President Barack Obama’s regulatory agenda cost Americans $784 million every day the federal government was open for business last year, according to a new report, partly driven by costly environmental and health rules.
Bureaucrats pushed $197 billion in regulatory costs in 2015, including $99 billion in costs due to finalized regulations on industries covering energy producers to food companies to manufacturers. In total, regulators wrote 82,036 pages of rules in the Federal Register last year — a record level.
“A year of federal regulation can produce a numbers-rich discussion: $197 billion in costs, 82,036 pages of regulation, and 127 million paperwork burden hours,” Sam Batkins, regulatory policy director at the right-leaning American Action Forum (AAF), writes in a new report released Tuesday.
AAF compiled economic data on all the regulations proposed and finalized by federal agencies last year and found Obama’s agenda cost every voter $838. Obama’s costliest regulations were environmental regulations on global warming, air quality and coal ash.
“But beyond these topline numbers, there are real impacts for individuals, businesses, and local governments,” Batkins writes. “Tighter efficiency standards inevitably mean more expensive goods for consumers. More paperwork might mean a business must decide between an expansion or devoting more time to regulatory compliance. New federal rules might place even more of a strain on state budgets.”
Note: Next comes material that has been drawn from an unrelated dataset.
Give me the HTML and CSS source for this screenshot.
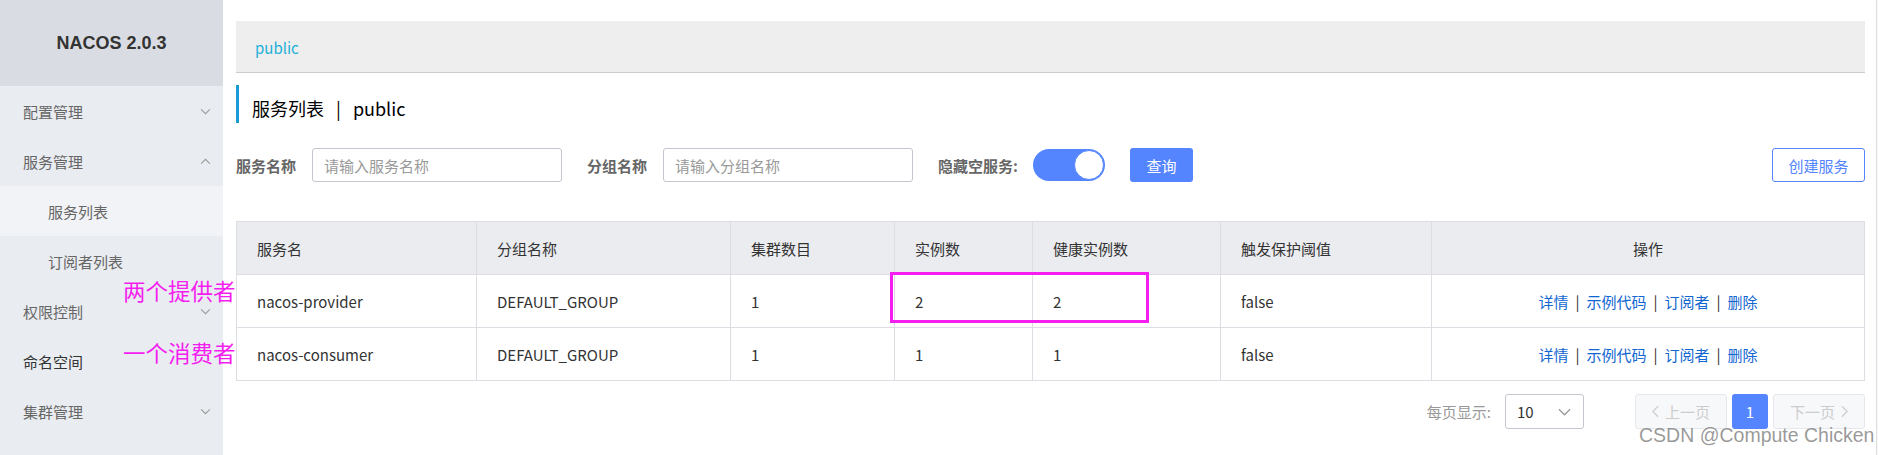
FILE: index.html
```html
<!DOCTYPE html>
<html lang="zh-CN">
<head>
  <meta charset="UTF-8">
  <title>Nacos 服务列表</title>
  <link rel="stylesheet" href="styles.css">
</head>
<body>

  <div class="layout">
    <aside class="sidebar">
      <div class="brand">NACOS 2.0.3</div>
      <ul class="menu">
        <li class="menu-item">
          <span>配置管理</span>
          <svg class="arrow" viewBox="0 0 12 8"><polyline points="1,1.5 6,6.5 11,1.5"/></svg>
        </li>
        <li class="menu-item">
          <span>服务管理</span>
          <svg class="arrow" viewBox="0 0 12 8"><polyline points="1,6.5 6,1.5 11,6.5"/></svg>
        </li>
        <li class="menu-sub active">服务列表</li>
        <li class="menu-sub">订阅者列表</li>
        <li class="menu-item">
          <span>权限控制</span>
          <svg class="arrow" viewBox="0 0 12 8"><polyline points="1,1.5 6,6.5 11,1.5"/></svg>
        </li>
        <li class="menu-item plain">
          <span>命名空间</span>
        </li>
        <li class="menu-item">
          <span>集群管理</span>
          <svg class="arrow" viewBox="0 0 12 8"><polyline points="1,1.5 6,6.5 11,1.5"/></svg>
        </li>
      </ul>
    </aside>

    <main class="main">
      <div class="breadcrumb">public</div>

      <h1 class="page-title">服务列表<span class="title-sep">|</span>public</h1>

      <div class="search-bar">
        <label class="field-label">服务名称</label>
        <input class="text-input" type="text" placeholder="请输入服务名称">
        <label class="field-label">分组名称</label>
        <input class="text-input" type="text" placeholder="请输入分组名称">
        <label class="field-label switch-label">隐藏空服务:</label>
        <div class="switch"><span class="switch-knob"></span></div>
        <button class="btn btn-primary">查询</button>
        <button class="btn btn-outline create-btn">创建服务</button>
      </div>

      <table class="service-table">
        <colgroup>
          <col style="width: 240px">
          <col style="width: 254px">
          <col style="width: 164px">
          <col style="width: 138px">
          <col style="width: 188px">
          <col style="width: 211px">
          <col style="width: 433px">
        </colgroup>
        <thead>
          <tr>
            <th>服务名</th>
            <th>分组名称</th>
            <th>集群数目</th>
            <th>实例数</th>
            <th>健康实例数</th>
            <th>触发保护阈值</th>
            <th class="ops">操作</th>
          </tr>
        </thead>
        <tbody>
          <tr>
            <td>nacos-provider</td>
            <td>DEFAULT_GROUP</td>
            <td>1</td>
            <td>2</td>
            <td>2</td>
            <td>false</td>
            <td class="ops">
              <a href="#">详情</a><span class="bar">|</span><a href="#">示例代码</a><span class="bar">|</span><a href="#">订阅者</a><span class="bar">|</span><a href="#">删除</a>
            </td>
          </tr>
          <tr>
            <td>nacos-consumer</td>
            <td>DEFAULT_GROUP</td>
            <td>1</td>
            <td>1</td>
            <td>1</td>
            <td>false</td>
            <td class="ops">
              <a href="#">详情</a><span class="bar">|</span><a href="#">示例代码</a><span class="bar">|</span><a href="#">订阅者</a><span class="bar">|</span><a href="#">删除</a>
            </td>
          </tr>
        </tbody>
      </table>

      <div class="pagination">
        <span class="page-size-label">每页显示:</span>
        <div class="page-size">
          <span>10</span>
          <svg class="select-arrow" viewBox="0 0 14 8"><polyline points="1,1 7,7 13,1"/></svg>
        </div>
        <div class="pager">
          <button class="pager-btn disabled">
            <svg class="pager-icon" viewBox="0 0 8 14"><polyline points="7,1 1,7 7,13"/></svg>
            上一页
          </button>
          <button class="pager-btn current">1</button>
          <button class="pager-btn disabled">
            下一页
            <svg class="pager-icon" viewBox="0 0 8 14"><polyline points="1,1 7,7 1,13"/></svg>
          </button>
        </div>
      </div>
    </main>

    <div class="scrollbar"></div>
  </div>

  <!-- annotations drawn on top of the screenshot -->
  <div class="note note-provider">两个提供者</div>
  <div class="note note-consumer">一个消费者</div>
  <div class="highlight-box"></div>
  <div class="watermark">CSDN @Compute Chicken</div>

</body>
</html>
```

FILE: styles.css
```css
* {
  box-sizing: border-box;
}

body {
  margin: 0;
  background: #fff;
  color: #333;
  font-family: 'Noto Sans CJK SC', 'Open Sans', sans-serif;
  font-size: 15px;
  position: relative;
  height: 455px;
  overflow: hidden;
}

.layout {
  display: flex;
  height: 455px;
}

/* sidebar */
.sidebar {
  width: 223px;
  flex-shrink: 0;
  background: #e9ecf0;
}

.brand {
  height: 86px;
  background: #d9dde3;
  display: flex;
  align-items: center;
  justify-content: center;
  font-family: 'Liberation Sans', 'Noto Sans CJK SC', sans-serif;
  font-weight: bold;
  font-size: 18px;
  color: #333;
}

.menu {
  list-style: none;
  margin: 0;
  padding: 0;
}

.menu-item,
.menu-sub {
  height: 50px;
  display: flex;
  align-items: center;
  color: #666;
}

.menu-item {
  padding: 0 12px 0 23px;
  justify-content: space-between;
}

.menu-item.plain {
  color: #333;
}

.menu-sub {
  padding-left: 48px;
}

.menu-sub.active {
  background: #f2f3f6;
}

.arrow {
  width: 11px;
  height: 7px;
  fill: none;
  stroke: #999;
  stroke-width: 1.2;
}

/* main content */
.main {
  flex: 1;
  padding: 21px 11px 0 13px;
}

.scrollbar {
  width: 3px;
  border-left: 1px solid #dedede;
  background: #f7f7f7;
}

.breadcrumb {
  height: 52px;
  padding: 3px 0 0 19px;
  line-height: 48px;
  background: #eee;
  border-bottom: 1px solid #ccc;
  color: #1db0d8;
}

.page-title {
  margin: 12px 0 0;
  height: 38px;
  padding: 9px 0 0 13px;
  line-height: 29px;
  border-left: 3px solid #1a9bd7;
  font-size: 18px;
  font-weight: normal;
  color: #000;
}

.title-sep {
  margin: 0 12px;
}

.search-bar {
  margin-top: 25px;
  height: 34px;
  display: flex;
  align-items: center;
}

.field-label {
  font-weight: bold;
  color: #666;
  margin-right: 16px;
}

.switch-label {
  margin-right: 15px;
}

.text-input {
  width: 250px;
  height: 34px;
  border: 1px solid #c4c6cf;
  border-radius: 3px;
  padding: 0 11px;
  margin-right: 25px;
  font-family: inherit;
  font-size: 15px;
  outline: none;
}

.text-input::placeholder {
  color: #999;
}

.switch {
  width: 72px;
  height: 32px;
  border-radius: 16px;
  background: #5584ff;
  display: flex;
  justify-content: flex-end;
  padding: 1px;
  margin-right: 25px;
}

.switch-knob {
  width: 30px;
  height: 30px;
  border-radius: 50%;
  background: #fff;
  border: 1px solid #5584ff;
}

.btn {
  height: 34px;
  border-radius: 3px;
  font-family: inherit;
  font-size: 15px;
  cursor: pointer;
  padding: 0;
}

.btn-primary {
  width: 63px;
  border: none;
  background: #5584ff;
  color: #fff;
}

.btn-outline {
  width: 93px;
  background: #fff;
  border: 1px solid #5584ff;
  color: #5584ff;
}

.create-btn {
  margin-left: auto;
}

/* table */
.service-table {
  margin-top: 39px;
  width: 100%;
  table-layout: fixed;
  border-collapse: collapse;
  border: 1px solid #dcdee3;
}

.service-table th,
.service-table td {
  height: 53px;
  padding: 0 20px;
  border: 1px solid #dcdee3;
  text-align: left;
  font-weight: normal;
  color: #333;
}

.service-table th {
  background: #ebecf0;
}

.service-table .ops {
  text-align: center;
}

.ops a {
  color: #1166d0;
  text-decoration: none;
}

.ops .bar {
  margin: 0 7px;
  color: #333;
}

/* pagination */
.pagination {
  margin-top: 13px;
  height: 35px;
  display: flex;
  align-items: center;
  justify-content: flex-end;
}

.page-size-label {
  color: #999;
  margin-right: 14px;
}

.page-size {
  width: 79px;
  height: 35px;
  border: 1px solid #c4c6cf;
  border-radius: 3px;
  display: flex;
  align-items: center;
  justify-content: space-between;
  padding: 0 12px 0 11px;
  color: #333;
}

.select-arrow {
  width: 13px;
  height: 8px;
  fill: none;
  stroke: #999;
  stroke-width: 1.3;
}

.pager {
  display: flex;
  gap: 5px;
  margin-left: 51px;
}

.pager-btn {
  height: 35px;
  border-radius: 3px;
  font-family: inherit;
  font-size: 15px;
  display: flex;
  align-items: center;
  justify-content: center;
  gap: 6px;
  padding: 0;
}

.pager-btn.disabled {
  width: 92px;
  background: #f7f8fa;
  border: 1px solid #e6e7eb;
  color: #ccc;
}

.pager-btn.current {
  width: 36px;
  background: #5584ff;
  border: none;
  color: #fff;
}

.pager-icon {
  width: 7px;
  height: 13px;
  fill: none;
  stroke: #ccc;
  stroke-width: 1.3;
}

/* annotation overlays */
.note {
  position: absolute;
  left: 123px;
  font-family: 'Noto Sans CJK SC', sans-serif;
  font-size: 22.5px;
  line-height: 24px;
  color: #f51ef0;
}

.note-provider {
  top: 278px;
}

.note-consumer {
  top: 340px;
}

.highlight-box {
  position: absolute;
  left: 890px;
  top: 272px;
  width: 259px;
  height: 51px;
  border: 3px solid #f51ef0;
}

.watermark {
  position: absolute;
  left: 1639px;
  top: 424px;
  font-family: 'Liberation Sans', sans-serif;
  font-size: 19.5px;
  line-height: 22px;
  color: rgba(120, 120, 120, 0.75);
}
```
The Environmental Protection Agency (EPA) imposed some of the most expensive regulations last year. EPA’s coal ash rule was the most expensive regulations put forward last year at $23.2 billion in total compliance costs.
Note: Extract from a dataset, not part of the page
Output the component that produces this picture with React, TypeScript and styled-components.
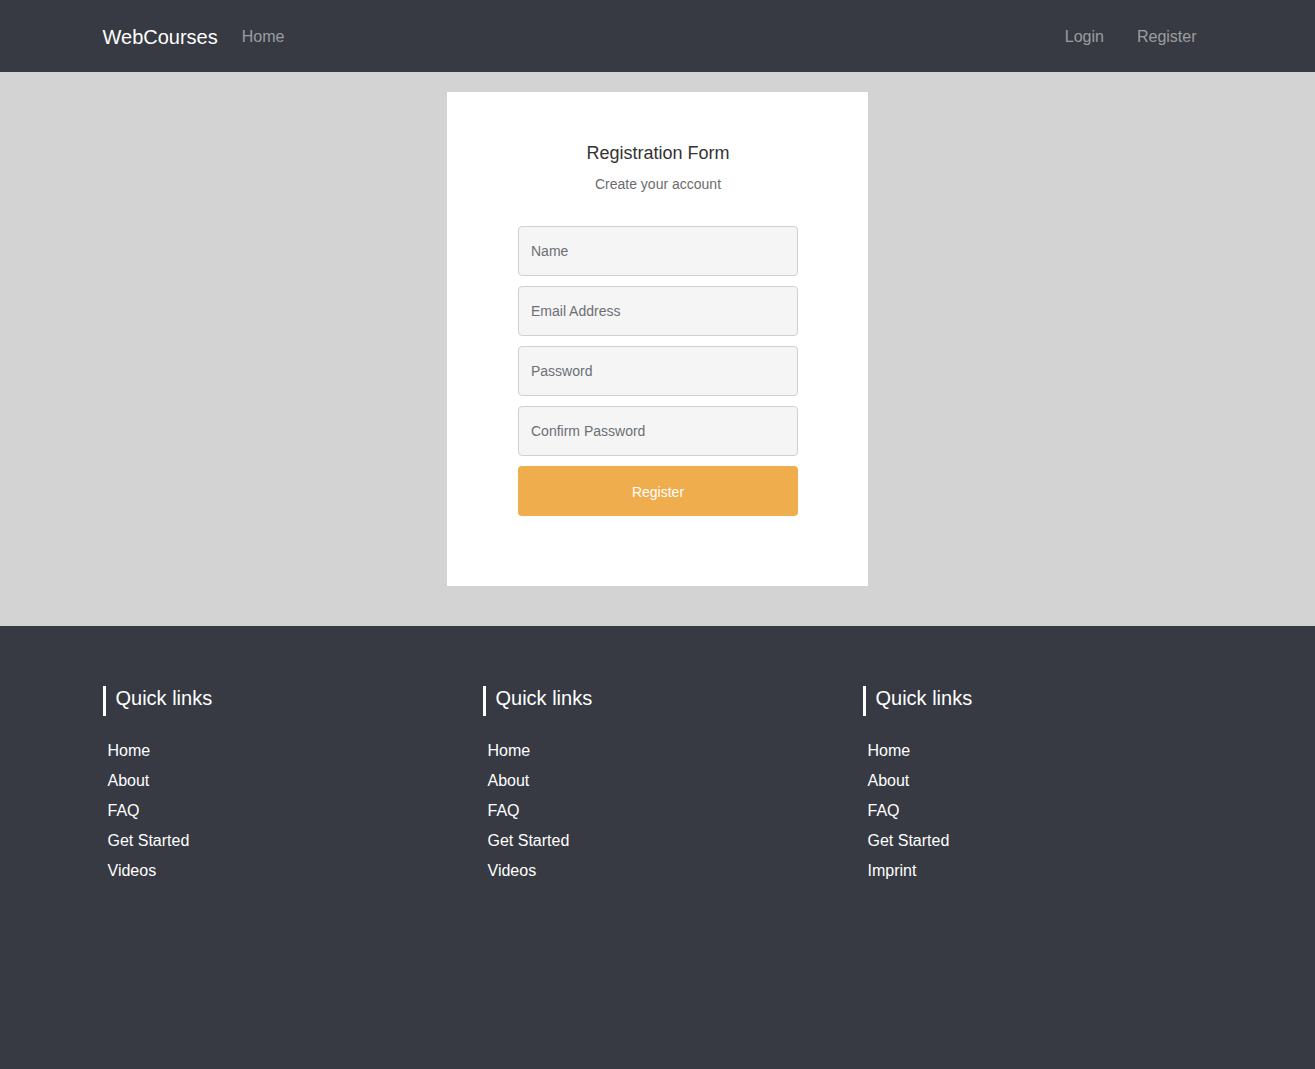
import React from 'react';
import styled, { createGlobalStyle } from 'styled-components';

const GlobalStyle = createGlobalStyle`
    * { box-sizing: border-box; }
    body {
        margin: 0;
        font-family: "Liberation Sans", Arial, sans-serif;
        background: #373a42;
    }
`;

const Navbar = styled.nav`
    background: #373a42;
    height: 72px;
    padding-top: 2px;
`;

const Container = styled.div`
    width: 1140px;
    margin: 0 auto;
    padding: 0 15px;
`;

const NavInner = styled(Container)`
    display: flex;
    align-items: center;
    height: 100%;
`;

const Brand = styled.a`
    color: #fff;
    font-size: 20px;
    margin-right: 16px;
    text-decoration: none;
`;

const NavLink = styled.a`
    color: rgba(255, 255, 255, 0.5);
    font-size: 16px;
    padding: 8px;
    text-decoration: none;
`;

const NavRight = styled.div`
    margin-left: auto;
    display: flex;
    gap: 17px;
    margin-right: 8px;
`;

const Main = styled.main`
    background: #d3d3d3;
    padding: 20px 0 40px;
    display: flex;
    justify-content: center;
`;

const Card = styled.div`
    background: #fff;
    width: 421px;
    padding: 50px 70px 70px 71px;
    display: flex;
    flex-direction: column;
    align-items: center;
`;

const Title = styled.h2`
    margin: 0;
    font-size: 18px;
    font-weight: normal;
    color: #333;
    line-height: 22px;
`;

const Subtitle = styled.p`
    margin: 10px 0 32px;
    font-size: 14px;
    color: #6c6c6c;
    line-height: 20px;
`;

const Form = styled.form`
    width: 280px;
    display: flex;
    flex-direction: column;
    gap: 10px;
`;

const Input = styled.input`
    height: 50px;
    width: 100%;
    background: #f5f5f5;
    border: 1px solid #d0d0d0;
    border-radius: 4px;
    padding: 0 12px;
    font-family: inherit;
    font-size: 14px;
    color: #333;
    &::placeholder {
        color: #6b6f75;
    }
`;

const Button = styled.button`
    height: 50px;
    width: 100%;
    border: none;
    border-radius: 4px;
    padding: 2px 0 0;
    background: #f0ad4e;
    color: #fff;
    font-family: inherit;
    font-size: 14px;
`;

const Footer = styled.footer`
    background: #373a42;
    padding: 60px 0 180px;
`;

const Row = styled.div`
    display: grid;
    grid-template-columns: repeat(3, 1fr);
    margin: 0 -15px;
`;

const Col = styled.div`
    padding: 0 15px;
`;

const ColTitle = styled.h4`
    margin: 0 0 20px;
    border-left: 3px solid #fff;
    padding-left: 10px;
    height: 30px;
    line-height: 24px;
    font-size: 20px;
    font-weight: normal;
    color: #fff;
`;

const LinkList = styled.ul`
    list-style: none;
    margin: 0;
    padding: 0 0 0 5px;
`;

const FooterLink = styled.li`
    color: #fff;
    font-size: 16px;
    line-height: 30px;
`;

const columns = [
    ['Home', 'About', 'FAQ', 'Get Started', 'Videos'],
    ['Home', 'About', 'FAQ', 'Get Started', 'Videos'],
    ['Home', 'About', 'FAQ', 'Get Started', 'Imprint'],
];

const App: React.FC = () => {
    return (
        <>
            <GlobalStyle />
            <Navbar>
                <NavInner>
                    <Brand href="#">WebCourses</Brand>
                    <NavLink href="#">Home</NavLink>
                    <NavRight>
                        <NavLink href="#">Login</NavLink>
                        <NavLink href="#">Register</NavLink>
                    </NavRight>
                </NavInner>
            </Navbar>

            <Main>
                <Card>
                    <Title>Registration Form</Title>
                    <Subtitle>Create your account</Subtitle>
                    <Form onSubmit={e => e.preventDefault()}>
                        <Input placeholder="Name" />
                        <Input placeholder="Email Address" />
                        <Input type="password" placeholder="Password" />
                        <Input type="password" placeholder="Confirm Password" />
                        <Button type="submit">Register</Button>
                    </Form>
                </Card>
            </Main>

            <Footer>
                <Container>
                    <Row>
                        {columns.map((links, i) => (
                            <Col key={i}>
                                <ColTitle>Quick links</ColTitle>
                                <LinkList>
                                    {links.map(link => (
                                        <FooterLink key={link}>{link}</FooterLink>
                                    ))}
                                </LinkList>
                            </Col>
                        ))}
                    </Row>
                </Container>
            </Footer>
        </>
    );
};

export default App;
EPA regulators also finalized the so-called Clean Power Plan (CPP), which is expected to cost $8.4 billion per year, according to agency estimates. Coal industry estimates, however, show the rule could end up costing up to $79 billion from higher energy costs alone.
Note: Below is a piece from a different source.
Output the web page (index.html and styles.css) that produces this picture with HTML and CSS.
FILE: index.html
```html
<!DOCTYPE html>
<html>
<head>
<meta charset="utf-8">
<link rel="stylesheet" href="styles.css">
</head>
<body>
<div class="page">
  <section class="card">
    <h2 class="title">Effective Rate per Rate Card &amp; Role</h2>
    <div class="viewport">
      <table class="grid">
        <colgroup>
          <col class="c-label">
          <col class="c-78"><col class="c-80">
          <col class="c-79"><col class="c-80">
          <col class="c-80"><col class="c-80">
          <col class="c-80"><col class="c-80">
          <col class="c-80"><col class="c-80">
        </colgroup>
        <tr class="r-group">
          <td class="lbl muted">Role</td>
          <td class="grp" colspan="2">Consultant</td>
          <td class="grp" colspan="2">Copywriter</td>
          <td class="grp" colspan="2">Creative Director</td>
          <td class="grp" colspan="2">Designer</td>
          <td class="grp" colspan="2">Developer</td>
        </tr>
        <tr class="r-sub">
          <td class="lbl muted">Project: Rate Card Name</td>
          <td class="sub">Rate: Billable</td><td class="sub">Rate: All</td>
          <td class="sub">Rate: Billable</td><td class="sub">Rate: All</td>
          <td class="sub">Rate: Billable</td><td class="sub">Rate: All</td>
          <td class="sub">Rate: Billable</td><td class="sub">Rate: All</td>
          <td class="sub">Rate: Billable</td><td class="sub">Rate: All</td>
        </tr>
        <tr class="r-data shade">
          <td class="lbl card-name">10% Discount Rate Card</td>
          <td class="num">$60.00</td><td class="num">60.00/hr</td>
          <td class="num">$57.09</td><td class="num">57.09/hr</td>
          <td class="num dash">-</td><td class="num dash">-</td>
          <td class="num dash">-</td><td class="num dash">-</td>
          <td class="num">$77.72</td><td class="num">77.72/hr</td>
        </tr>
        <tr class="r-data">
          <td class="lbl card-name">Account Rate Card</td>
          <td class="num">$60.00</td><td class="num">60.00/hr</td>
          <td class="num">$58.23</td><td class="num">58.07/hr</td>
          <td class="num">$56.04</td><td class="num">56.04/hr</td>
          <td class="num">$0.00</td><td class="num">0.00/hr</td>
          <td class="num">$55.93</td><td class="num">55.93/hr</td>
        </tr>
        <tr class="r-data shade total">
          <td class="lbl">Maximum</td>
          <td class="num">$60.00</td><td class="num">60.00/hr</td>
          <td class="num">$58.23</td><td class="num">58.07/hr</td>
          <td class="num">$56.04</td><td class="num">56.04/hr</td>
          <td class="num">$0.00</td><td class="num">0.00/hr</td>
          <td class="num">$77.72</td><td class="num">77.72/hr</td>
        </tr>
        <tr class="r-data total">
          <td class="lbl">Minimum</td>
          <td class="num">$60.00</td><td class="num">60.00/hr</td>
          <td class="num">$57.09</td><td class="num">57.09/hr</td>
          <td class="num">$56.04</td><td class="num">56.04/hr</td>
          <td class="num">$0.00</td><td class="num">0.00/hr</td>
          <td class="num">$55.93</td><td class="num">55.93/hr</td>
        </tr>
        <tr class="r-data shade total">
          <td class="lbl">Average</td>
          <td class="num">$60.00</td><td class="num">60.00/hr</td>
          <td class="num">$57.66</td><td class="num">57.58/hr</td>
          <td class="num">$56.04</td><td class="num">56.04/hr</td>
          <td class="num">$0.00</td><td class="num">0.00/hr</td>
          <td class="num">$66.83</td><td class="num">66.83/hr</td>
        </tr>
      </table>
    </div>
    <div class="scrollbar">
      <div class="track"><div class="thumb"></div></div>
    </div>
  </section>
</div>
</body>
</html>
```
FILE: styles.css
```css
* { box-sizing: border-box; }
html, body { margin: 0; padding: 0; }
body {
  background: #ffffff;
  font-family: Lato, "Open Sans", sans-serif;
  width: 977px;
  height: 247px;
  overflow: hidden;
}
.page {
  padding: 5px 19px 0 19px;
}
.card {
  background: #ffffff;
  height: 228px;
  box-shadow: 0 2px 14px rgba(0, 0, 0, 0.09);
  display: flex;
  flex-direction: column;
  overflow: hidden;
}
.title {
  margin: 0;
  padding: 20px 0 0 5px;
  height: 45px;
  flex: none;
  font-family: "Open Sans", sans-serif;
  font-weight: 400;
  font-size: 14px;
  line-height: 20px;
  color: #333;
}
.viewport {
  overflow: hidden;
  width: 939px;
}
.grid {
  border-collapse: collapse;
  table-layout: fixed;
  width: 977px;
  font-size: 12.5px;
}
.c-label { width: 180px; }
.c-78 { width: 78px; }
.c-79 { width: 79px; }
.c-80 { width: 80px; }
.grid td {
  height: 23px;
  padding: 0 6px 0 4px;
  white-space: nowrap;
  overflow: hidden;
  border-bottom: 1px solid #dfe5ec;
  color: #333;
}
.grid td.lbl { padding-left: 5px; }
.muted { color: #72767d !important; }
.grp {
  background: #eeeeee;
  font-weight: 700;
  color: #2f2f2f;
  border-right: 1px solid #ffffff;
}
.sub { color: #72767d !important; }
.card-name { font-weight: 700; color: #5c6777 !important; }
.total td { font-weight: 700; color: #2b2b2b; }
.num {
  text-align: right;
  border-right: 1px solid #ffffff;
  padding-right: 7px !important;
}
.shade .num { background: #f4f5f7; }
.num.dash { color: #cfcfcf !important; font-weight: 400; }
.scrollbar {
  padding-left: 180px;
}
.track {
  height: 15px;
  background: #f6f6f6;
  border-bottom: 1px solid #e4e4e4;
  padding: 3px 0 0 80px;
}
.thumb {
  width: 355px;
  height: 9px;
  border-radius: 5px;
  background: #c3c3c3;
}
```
The Department of Energy also imposed one of the most expensive regulations last year — a rule mandating more energy-efficient fluorescent lamps. That rule is projected to cost $13.5 billion and increase the price of lamps $12 a piece.
The Obama administration, however, argues that while its regulations are costly, they yield billions more in benefits. AAF found “$89.6 billion in proposed and final rule annual benefits, compared to $32.3 billion in annual rulemaking costs.” But most of these “benefits” were from the dubious benefits claimed in the CPP for reducing coal use.